If the Minnesota Public Utilities Commission accepts that recommendation, the project could be doomed, said Dan Sharp, a spokesman for the five utilities that are seeking to build the plant.
“The transmission lines are critical and unless we can build the transmission lines in Minnesota, the project can’t go,” Sharp said.

The administrative law judges held that the five utilities had failed to show that demand for electricity couldn’t be better and more cost-effectively met with renewable energy and greater energy efficiency. And they also wrote that the utilities had not adequately considered the impact the coal-fired plant would have on global warming.

The utilities want to build the plant next to an existing plant near Milbank in eastern South Dakota, a few miles west of Ortonville, Minn. It would serve 1 million people, about half of them on the western plains of Minnesota. The power lines in question would run to Granite Falls and Willmar.

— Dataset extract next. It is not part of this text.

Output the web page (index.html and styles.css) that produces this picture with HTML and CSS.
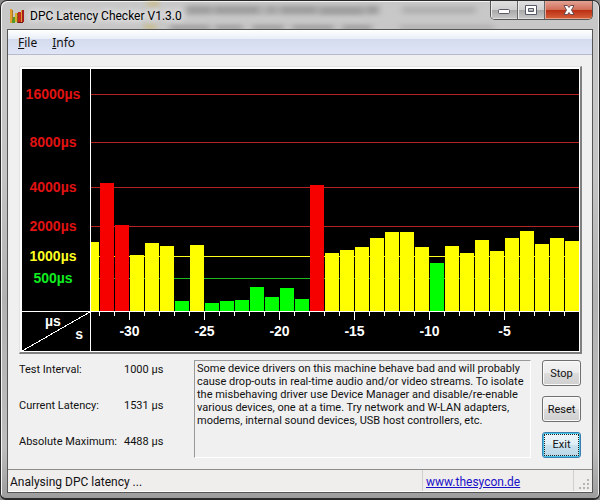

A coalition of environmental groups that oppose the plant welcomed Friday’s recommendation.

Michael Noble, executive director of Fresh Energy, said he expects the PUC will follow the judges’ advice.

“It would be almost impossible now for the state Public Utilities Commission to approve this new coal plant,” Noble said. “There’s been years and years of testimony and thousands of pages of evidence, and all of it gets summed up by saying that energy efficiency and renewable energy are better for consumers.”

Sharp said the utilities will now make the same arguments to the PUC that it did to the judges: that the plant would go a long way toward addressing the region’s growing need for power, and that Big Stone II is the lowest-cost option. All the alternatives would cost consumers more, he said.

“It’s going to show up in their electric bill just like they’re facing at the gas pump,” he said.

Sharp pointed out that the PUC is not bound by the judges’ recommendation. He said he expects the PUC will hold hearings in early to mid-June and deliberate what to do by the end of June.

South Dakota officials have already approved major permits for the $1.5 billion plant.

The five utilities backing the plant are Otter Tail Power Co., the Central Minnesota Municipal Power Agency, Heartland Consumers Power District, Missouri River Energy Services, and Montana-Dakota Utilities Co.